The Real Reason The Rolling Stones Are Retiring Their Classic Hit Song

It's inevitable that in the scope of music history — and certainly the history of pop and rock 'n' roll — there are songs that are bound not to age well. While songs like "WAP" by Cardi B (featuring Megan Thee Stallion) and "Montero (Call Me By Your Name)" by Lil Nas X caused controversy immediately upon release, other songs have taken longer for the backlash to occur. 
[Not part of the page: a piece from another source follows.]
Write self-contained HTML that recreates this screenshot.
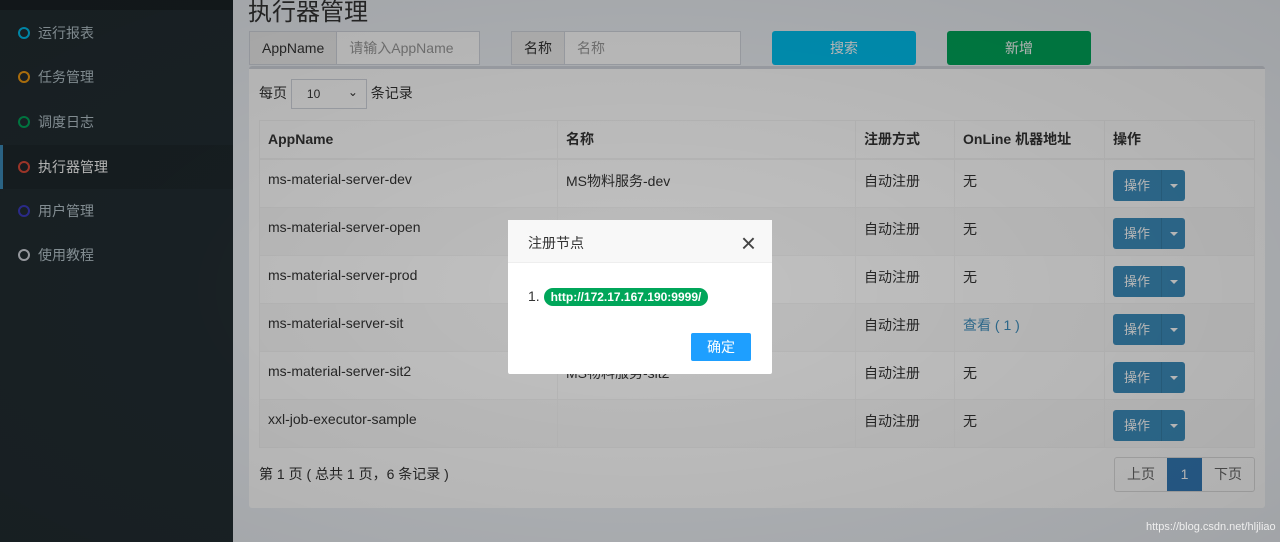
<!DOCTYPE html>
<html><head><meta charset="utf-8"><style>
*{box-sizing:border-box;margin:0;padding:0}
body{width:1280px;height:542px;overflow:hidden;background:#ecf0f5;font-family:"Liberation Sans","Noto Sans CJK SC",sans-serif;font-size:14px;color:#333;position:relative}
.sb{position:absolute;left:0;top:0;width:233px;height:542px;background:#222d32}
.sb .top{height:10px;background:#1a2226}
.it{position:absolute;left:0;width:233px;height:44px;color:#b8c7ce;font-size:14px;line-height:44px;padding-left:38px}
.it i{position:absolute;left:18px;top:16px;width:12px;height:12px;border:2px solid;border-radius:50%}
.it.a{background:#1e282c;color:#fff;border-left:3px solid #3c8dbc;padding-left:35px}
.it.a i{left:15px}
h1{position:absolute;left:248px;top:-8px;font-size:24px;font-weight:normal;color:#333}
.ig{position:absolute;top:31px;height:34px;border:1px solid #d2d6de;display:flex;background:#fff}
.ig .l{background:#eee;border-right:1px solid #d2d6de;padding:0 12px;line-height:32px}
.ig .p{color:#999;padding:0 12px;line-height:32px}
.btn{position:absolute;top:31px;height:34px;width:144px;border-radius:3px;color:#fff;text-align:center;line-height:34px}
.box{position:absolute;left:249px;top:66px;width:1016px;height:442px;background:#fff;border-top:3px solid #d2d6de;border-radius:3px}
table{position:absolute;left:10px;top:51px;border-collapse:collapse;width:996px}
td,th{border:1px solid #f4f4f4;text-align:left;padding:0 8px;vertical-align:top}
th{height:37px;line-height:37px;font-weight:bold;border-bottom:2px solid #f4f4f4}
td{height:48px;padding-top:11px}
tr:nth-child(odd) td{background:#f9f9f9}
.op{display:inline-flex;margin-top:-1px;height:31px;border-radius:3px;background:#3c8dbc;color:#fff;font-size:13px}
.op span{padding:0 11px;line-height:31px}
.op b{width:24px;border-left:1px solid #367fa9;position:relative}
.op b:after{content:"";position:absolute;left:8px;top:14px;border:4px solid transparent;border-top-color:#fff;border-bottom:0}
.ov{position:absolute;left:0;top:0;width:1280px;height:542px;background:radial-gradient(ellipse at 640px 290px,rgba(0,0,0,.24),rgba(0,0,0,.32))}
.md{position:absolute;left:508px;top:220px;width:264px;height:154px;background:#fff;border-radius:2px}
.mh{height:43px;background:#f8f8f8;border-bottom:1px solid #eee;padding:13px 20px;font-size:14px}
.mh .x{position:absolute;right:16px;top:8px;font-size:26px;color:#444;font-weight:normal}
.pag{position:absolute;left:865px;top:388px;display:flex;border:1px solid #ddd;border-radius:3px;height:35px}
.pag div{width:52px;text-align:center;line-height:33px;color:#666}
</style></head><body>
<div class="sb"><div class="top"></div>
<div class="it" style="top:11px"><i style="color:#00c0ef"></i>运行报表</div>
<div class="it" style="top:55px"><i style="color:#f39c12"></i>任务管理</div>
<div class="it" style="top:100px"><i style="color:#00a65a"></i>调度日志</div>
<div class="it a" style="top:145px"><i style="color:#dd4b39"></i>执行器管理</div>
<div class="it" style="top:189px"><i style="color:#3c3cc0"></i>用户管理</div>
<div class="it" style="top:233px"><i style="color:#d2d6de"></i>使用教程</div>
</div>
<h1>执行器管理</h1>
<div class="ig" style="left:249px;width:231px"><div class="l">AppName</div><div class="p">请输入AppName</div></div>
<div class="ig" style="left:511px;width:230px"><div class="l">名称</div><div class="p">名称</div></div>
<div class="btn" style="left:772px;background:#00c0ef">搜索</div>
<div class="btn" style="left:947px;background:#00a65a">新增</div>
<div class="box">
<div style="position:absolute;left:10px;top:10px;line-height:28px">每页 <span style="display:inline-block;width:76px;height:30px;border:1px solid #d2d6de;vertical-align:middle;font-size:12px;padding-left:15px;position:relative">10<span style="position:absolute;right:8px;top:-2px;font-size:12px">⌄</span></span> 条记录</div>
<table>
<tr><th style="width:298px">AppName</th><th style="width:298px">名称</th><th style="width:99px">注册方式</th><th style="width:150px">OnLine 机器地址</th><th>操作</th></tr>
<tr><td>ms-material-server-dev</td><td>MS物料服务-dev</td><td>自动注册</td><td>无</td><td><div class="op"><span>操作</span><b></b></div></td></tr>
<tr><td>ms-material-server-open</td><td>MS物料服务-open</td><td>自动注册</td><td>无</td><td><div class="op"><span>操作</span><b></b></div></td></tr>
<tr><td>ms-material-server-prod</td><td>MS物料服务-prod</td><td>自动注册</td><td>无</td><td><div class="op"><span>操作</span><b></b></div></td></tr>
<tr><td>ms-material-server-sit</td><td>MS物料服务-sit</td><td>自动注册</td><td style="color:#3c8dbc">查看 ( 1 )</td><td><div class="op"><span>操作</span><b></b></div></td></tr>
<tr><td>ms-material-server-sit2</td><td>MS物料服务-sit2</td><td>自动注册</td><td>无</td><td><div class="op"><span>操作</span><b></b></div></td></tr>
<tr><td>xxl-job-executor-sample</td><td></td><td>自动注册</td><td>无</td><td><div class="op"><span>操作</span><b></b></div></td></tr>
</table>
<div style="position:absolute;left:10px;top:395px">第 1 页 ( 总共 1 页，6 条记录 )</div>
<div class="pag"><div>上页</div><div style="background:#337ab7;color:#fff;width:35px">1</div><div>下页</div></div>
</div>
<div class="ov"></div>
<div style="position:absolute;left:1146px;top:521px;color:#eee;font-size:11px">https://blog.csdn.net/hljliao</div>
<div class="md">
<div class="mh">注册节点<span class="x">×</span></div>
<div style="position:absolute;left:20px;top:68px;font-size:14px">1. <span style="background:#00a65a;color:#fff;font-weight:bold;font-size:12px;padding:2px 7px;border-radius:9px">http://172.17.167.190:9999/</span></div>
<div style="position:absolute;left:183px;top:113px;width:60px;height:28px;background:#1e9fff;color:#fff;text-align:center;line-height:28px;border-radius:2px">确定</div>
</div>
</body></html>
While older songs were just as explicit in themes regarding sexuality and other sensitive subject matter, the reason some classic songs are being reexamined now has more to do with how their lyrics have negatively objectified or maligned people from marginalized groups who, at least at the time the songs were written, had less agency within the public discourse. Now, it seems one song in particular by one of the most successful rock bands of all time is getting the same scrutiny.

Speaking with the Los Angeles Times only a month after the death of Rolling Stones drummer Charlie Watts, the band's 77-year-old guitarist, Keith Richards, was asked whether the band had shelved one of their most-performed songs of all time. "You picked up on that, huh?" responded Richards. So what song were Richards and the interviewer discussing? Why has it been put in the vault? And will it ever come back?
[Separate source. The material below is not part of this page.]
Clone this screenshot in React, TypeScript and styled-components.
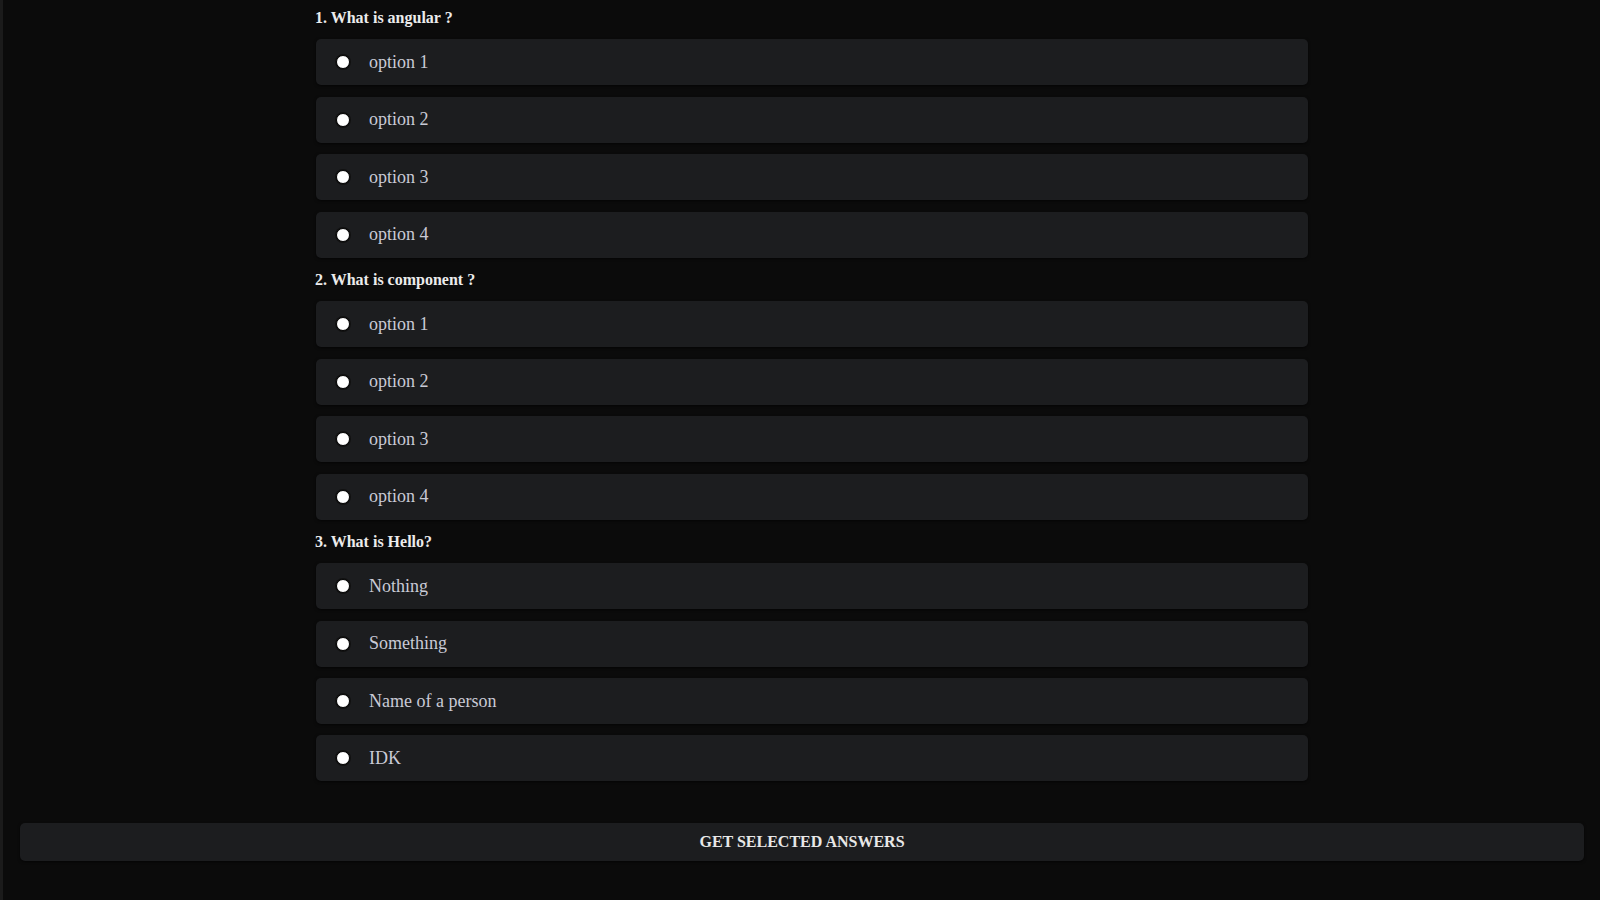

This Rolling Stones song has been cut over questions of racism and misogyny

In a Los Angeles Times interview in October, Keith Richards spoke candidly about the group's decision to cut their song "Brown Sugar" out of their line-up. Composed by singer Mick Jagger in 1969, the song's lyrics describe Black slaves on a plantation who are beaten and forced to have violent, non-consensual sex. Responding to the Times, Richards said: "I don't know. I'm trying to figure out with the sisters quite where the beef is. Didn't they understand this was a song about the horrors of slavery? But they're trying to bury it." 

For fans of the Rolling Stones, the decision to cut "Brown Sugar" has been long coming. In a 1995 interview with Rolling Stone, Jagger himself copped to the controversy stirred by the song. "I never would write that song now," Jagger said at the time. 

Throughout the years, a number of criticisms have been weighed against the tune. In 2019, music producer Ian Brennan questioned in an op-ed for The Chicago Tribune why a song with "repulsive" lyrics "continues to be broadcast without a peep" despite the #MeToo movement. In a 2015 Vulture essay, writer Lauretta Charlton, who is BIPOC, found the "Brown Sugar" controversy to be more complex. "When I hear 'Brown Sugar,' the outrage hits me like a postscript, and by that point I'm too busy clapping and singing along to be indignant," Charlton wrote.